Ich liebe es, mich mit dem Thema Mensch zu beschäftigen und diesen sowohl fotografisch, als auch filmisch zu potraitieren. Ich möchte mit meiner Kunst Leute berühren und diesen entweder Tränen oder ein Lächeln ins Gesicht zaubern. Es bedeutet mir unheimlich viel, wenn jemand stehen bleibt und sich meine Kunst anschaut und auch danach noch drüber nachdenkt.
Lieblingskünstler?
Paolo Raeli ( Fotograf, der ehrliche Momente einfängt und dessen Bilder und Geschichten berühren ) Marco Grassi ( Ein Mann, der hyperrealistische Portraits malt, unglaublich talentiert. ) Stephen Mcmennamy ( Faszinierend, dass ich jedes mal wieder lachen muss, aufgrund der Komik in seinen Fotos ) Ryan Pernofski (Filmemacher, der jeden Morgen surfen geht und mit hinterlegter Musik emotionale Filme dreht)
Kaffee oder Tee?
Kakao!
Zwischen Kunst und Kommerz, wie hält man die Wage?
Wenn jemand wirklich für seine Kunst brennt, dann kommt der Erfolg und die Aufmerksamkeit irgendwann von allein. Natürlich ist der Traum eines jeden Künstlers, irgendwann von der Kunst leben zu können, aber das sollte nicht das Ziel sein. Wenn du wirklich gut in dem bist, was du machst, werden das die Leute merken, dass du deinen Traum lebst, und dann kommt das Geld von ganz allein.
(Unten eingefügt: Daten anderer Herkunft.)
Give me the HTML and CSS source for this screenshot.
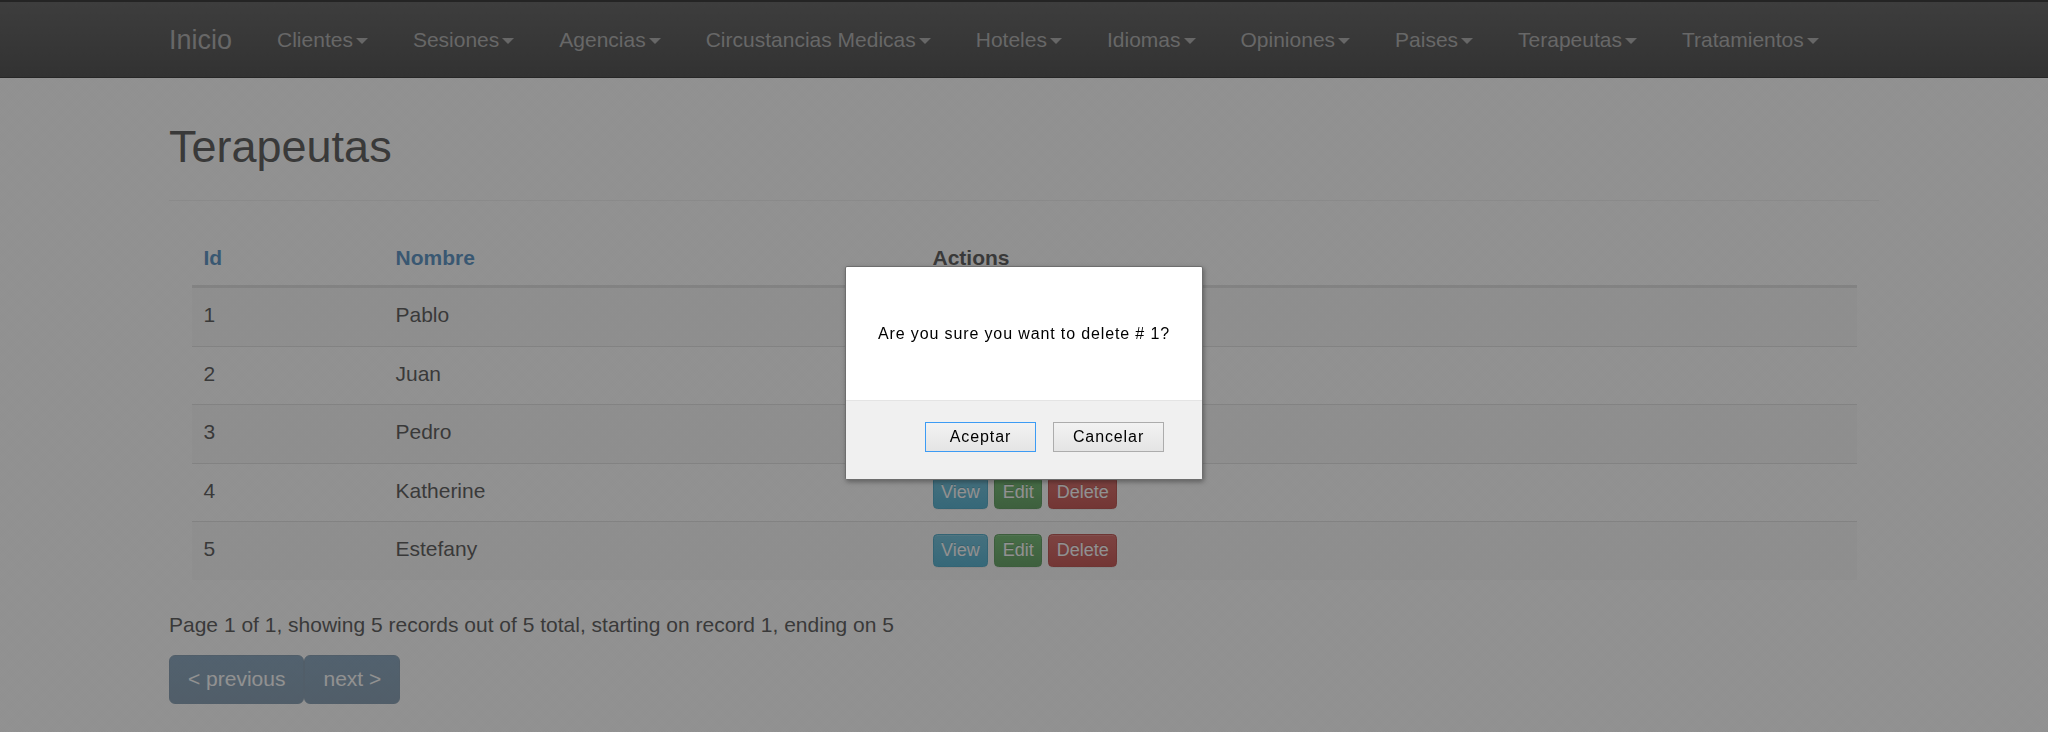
FILE: index.html
```html
<!DOCTYPE html>
<html lang="es">
<head>
<meta charset="utf-8">
<title>Terapeutas</title>
<link rel="stylesheet" href="styles.css">
</head>
<body>
<nav class="navbar">
  <div class="container nav-inner">
    <a class="brand" href="#">Inicio</a>
    <ul class="nav">
      <li><a href="#">Clientes<span class="caret"></span></a></li>
      <li><a href="#">Sesiones<span class="caret"></span></a></li>
      <li><a href="#">Agencias<span class="caret"></span></a></li>
      <li><a href="#">Circustancias Medicas<span class="caret"></span></a></li>
      <li><a href="#">Hoteles<span class="caret"></span></a></li>
      <li><a href="#">Idiomas<span class="caret"></span></a></li>
      <li><a href="#">Opiniones<span class="caret"></span></a></li>
      <li><a href="#">Paises<span class="caret"></span></a></li>
      <li><a href="#">Terapeutas<span class="caret"></span></a></li>
      <li><a href="#">Tratamientos<span class="caret"></span></a></li>
    </ul>
  </div>
</nav>

<main class="container">
  <div class="page-header"><h2>Terapeutas</h2></div>
  <div class="table-wrap">
    <table class="table">
      <thead>
        <tr>
          <th class="col-id"><a href="#">Id</a></th>
          <th class="col-name"><a href="#">Nombre</a></th>
          <th class="col-actions">Actions</th>
        </tr>
      </thead>
      <tbody>
        <tr><td>1</td><td>Pablo</td><td><div class="actions"><a class="btn btn-info">View</a><a class="btn btn-success">Edit</a><a class="btn btn-danger">Delete</a></div></td></tr>
        <tr><td>2</td><td>Juan</td><td><div class="actions"><a class="btn btn-info">View</a><a class="btn btn-success">Edit</a><a class="btn btn-danger">Delete</a></div></td></tr>
        <tr><td>3</td><td>Pedro</td><td><div class="actions"><a class="btn btn-info">View</a><a class="btn btn-success">Edit</a><a class="btn btn-danger">Delete</a></div></td></tr>
        <tr><td>4</td><td>Katherine</td><td><div class="actions"><a class="btn btn-info">View</a><a class="btn btn-success">Edit</a><a class="btn btn-danger">Delete</a></div></td></tr>
        <tr><td>5</td><td>Estefany</td><td><div class="actions"><a class="btn btn-info">View</a><a class="btn btn-success">Edit</a><a class="btn btn-danger">Delete</a></div></td></tr>
      </tbody>
    </table>
  </div>
  <p class="paging-info">Page 1 of 1, showing 5 records out of 5 total, starting on record 1, ending on 5</p>
  <div class="pager">
    <a class="page-btn">&lt; previous</a><a class="page-btn">next &gt;</a>
  </div>
</main>

<div class="backdrop"></div>

<div class="dialog">
  <div class="dialog-body">Are you sure you want to delete # 1?</div>
  <div class="dialog-footer">
    <button class="dlg-btn dlg-default">Aceptar</button>
    <button class="dlg-btn">Cancelar</button>
  </div>
</div>
</body>
</html>
```

FILE: styles.css
```css
* {
  box-sizing: border-box;
}

html, body {
  margin: 0;
  padding: 0;
}

body {
  background: #fff;
  color: #333;
  font-family: "Liberation Sans", Arial, Helvetica, sans-serif;
  font-size: 21px;
  line-height: 30px;
}

a {
  color: #337ab7;
  text-decoration: none;
}

.container {
  width: 1755px;
  margin: 0 auto;
  padding: 0 22.5px;
}

/* ---------- navbar ---------- */
.navbar {
  height: 78px;
  border-top: 2px solid #000;
  border-bottom: 1px solid #080808;
  background-image: linear-gradient(to bottom, #3c3c3c 0, #222 100%);
}

.nav-inner {
  display: flex;
  align-items: flex-start;
}

.brand {
  margin-left: -22.5px;
  padding: 22.5px;
  height: 75px;
  font-size: 27px;
  line-height: 30px;
  color: #9d9d9d;
}

.nav {
  display: flex;
  margin: 0;
  padding: 0;
  list-style: none;
}

.nav a {
  display: block;
  padding: 22.5px;
  line-height: 30px;
  color: #9d9d9d;
}

.caret {
  display: inline-block;
  width: 0;
  height: 0;
  margin-left: 3px;
  vertical-align: middle;
  border-top: 6px solid;
  border-left: 6px solid transparent;
  border-right: 6px solid transparent;
}

/* ---------- page header ---------- */
.page-header {
  margin: 44px 0 30px;
  padding-bottom: 13.5px;
  border-bottom: 1px solid #eee;
}

.page-header h2 {
  margin: 0 0 15px;
  font-size: 45px;
  font-weight: 500;
  line-height: 49.5px;
  color: #333;
}

/* ---------- table ---------- */
.table-wrap {
  padding: 0 22.5px;
}

.table {
  width: 100%;
  border-collapse: collapse;
  border-spacing: 0;
  margin-bottom: 30px;
}

.table th {
  text-align: left;
  font-weight: bold;
  padding: 12px;
  line-height: 30px;
  vertical-align: bottom;
  border-bottom: 3px solid #ddd;
}

.col-id { width: 192px; }
.col-name { width: 537px; }

.table td {
  padding: 12.25px 12px;
  line-height: 30px;
  vertical-align: top;
  border-top: 1px solid #ddd;
}

.table tbody tr:nth-child(odd) {
  background: #f9f9f9;
}

.actions {
  display: flex;
  gap: 6px;
}

.btn {
  display: inline-block;
  padding: 2px 7.5px;
  font-size: 18px;
  line-height: 27px;
  border: 1px solid transparent;
  border-radius: 4.5px;
  color: #fff;
  text-shadow: 0 -1px 0 rgba(0, 0, 0, 0.2);
  box-shadow: inset 0 1px 0 rgba(255, 255, 255, 0.15), 0 1px 1px rgba(0, 0, 0, 0.075);
}

.btn-info {
  background-image: linear-gradient(to bottom, #4fb3d3 0, #2a9fc6 100%);
  border-color: #2596bb;
}

.btn-success {
  background-image: linear-gradient(to bottom, #52ad52 0, #3d8c3d 100%);
  border-color: #3a863a;
}

.btn-danger {
  background-image: linear-gradient(to bottom, #d14a46 0, #b92b27 100%);
  border-color: #ad2925;
}

/* ---------- paging ---------- */
.paging-info {
  margin: 0 0 15px;
}

.pager {
  display: flex;
}

.page-btn {
  display: block;
  padding: 8.5px 18px;
  line-height: 30px;
  color: #fff;
  background-image: linear-gradient(to bottom, #1f5584 0, #1b4970 100%);
  border: 1px solid #1d4a70;
  border-radius: 6px;
  opacity: 0.65;
}

/* ---------- overlay + dialog ---------- */
.backdrop {
  position: fixed;
  inset: 0;
  background-color: rgba(63, 63, 63, 0.57);
  background-image:
    repeating-linear-gradient(45deg, rgba(0, 0, 0, 0.012) 0 1px, transparent 1px 2px),
    repeating-linear-gradient(-45deg, rgba(0, 0, 0, 0.012) 0 1px, transparent 1px 2px);
}

.dialog {
  position: fixed;
  top: 266px;
  left: 50%;
  transform: translateX(-50%);
  width: 358px;
  height: 214px;
  display: flex;
  flex-direction: column;
  background: #fff;
  border: 1px solid #6e6e6e;
  border-radius: 2px;
  box-shadow: 1px 2px 5px rgba(0, 0, 0, 0.35);
  color: #000;
  font-family: "Liberation Sans", Arial, sans-serif;
  font-size: 16px;
  line-height: 20px;
  overflow: hidden;
}

.dialog-body {
  height: 133px;
  display: flex;
  align-items: center;
  justify-content: center;
  letter-spacing: 0.87px;
}

.dialog-footer {
  flex: 1;
  display: flex;
  justify-content: flex-end;
  align-items: flex-start;
  gap: 17px;
  padding: 21px 38px 0 0;
  background: #f0f0f0;
  border-top: 1px solid #e4e4e4;
}

.dlg-btn {
  width: 111px;
  height: 30px;
  padding: 0;
  font-family: inherit;
  font-size: 16px;
  letter-spacing: 0.9px;
  color: #000;
  background-image: linear-gradient(to bottom, #f2f2f2 0, #e4e4e4 100%);
  border: 1px solid #acacac;
  border-radius: 0;
}

.dlg-default {
  border-color: #3c9bf4;
}
```
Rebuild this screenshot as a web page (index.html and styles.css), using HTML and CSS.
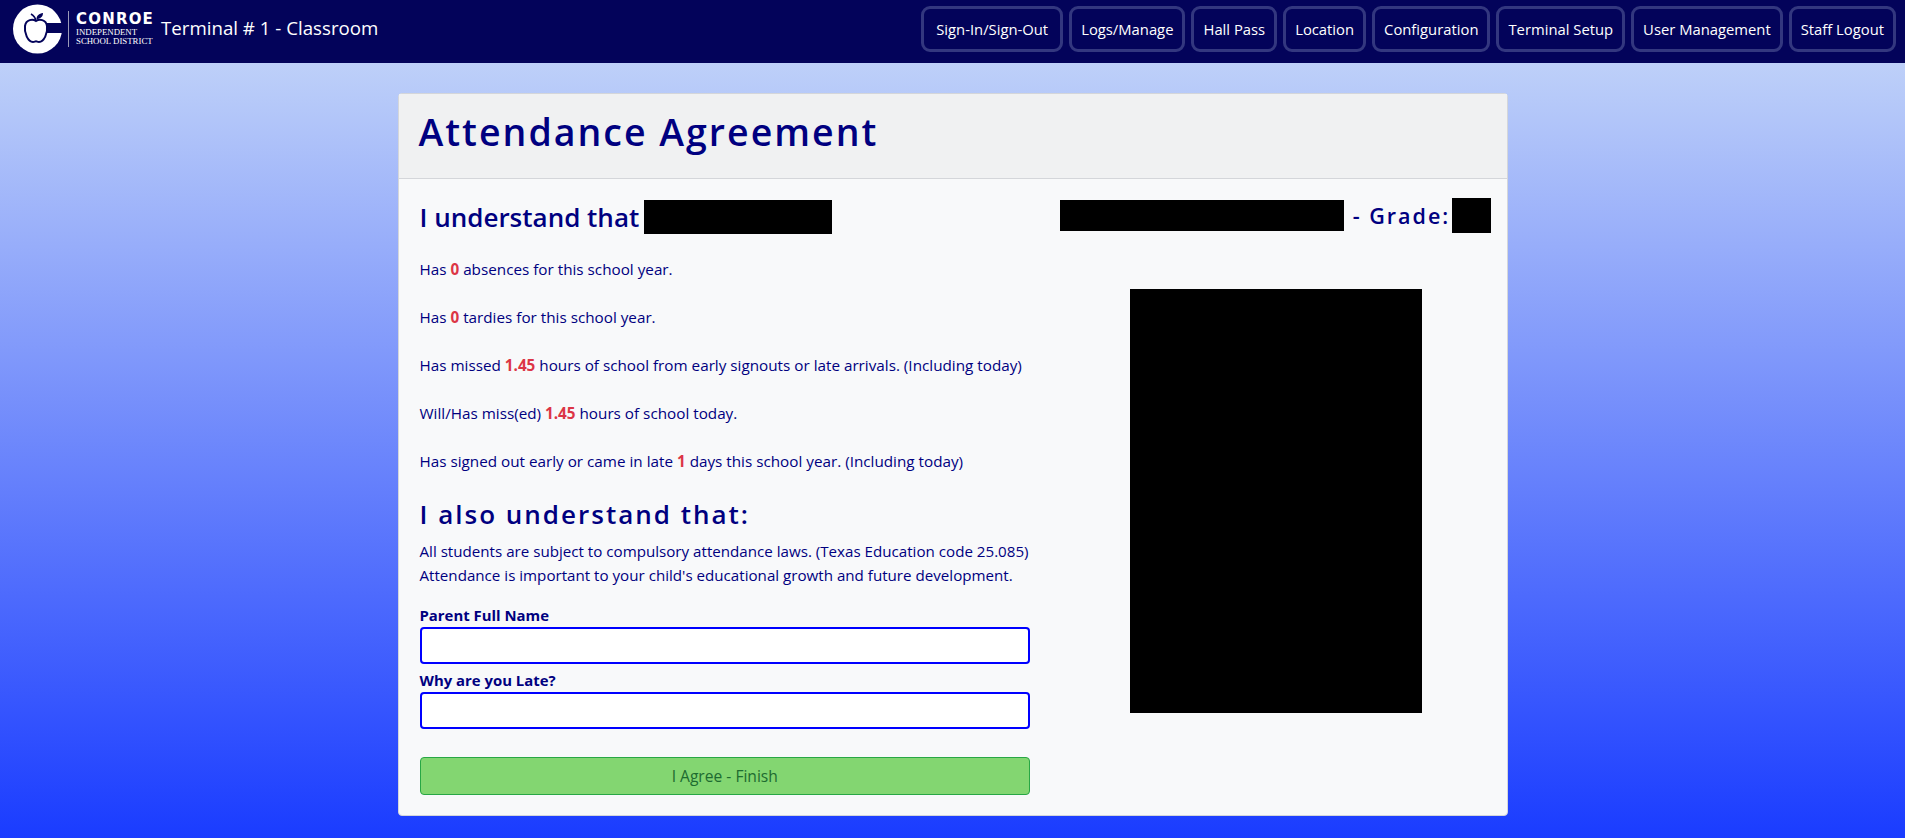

Das ist für mich ehrliche und schöne Kunst.
Kunstwerke von dir die du unbedingt zeigen möchtest?
Ich möchte mit meiner Kunst erreichen, dass die Menschen stehen bleiben und berührt sind. Es ist nicht meine Intention, dass die Menschen denken „Wow, das ist aber ein schönes Foto“, sondern viel mehr möchte ich erreichen, dass sie sich mehr als eine Minute Zeit nehmen und über meine Bildkunst nachdenken. Ich möchte die Menschen berühren und ansprechen, über sensible Themen nachzudenken, die sonst nicht in der Öffentlichkeit thematisiert werden. Mir ist bewusst, dass meine Kunst auch provokativ sein kann und manchmal sensitiv drauf reagiert wird, aber gerade das reizt mich und bestärkt mich in meiner Kunst.
Danke das du dir die Zeit genommen hast Vivian. Wir wünschen dir viel Durchhaltevermögen für dein Studium und für die Zukunft nur das beste!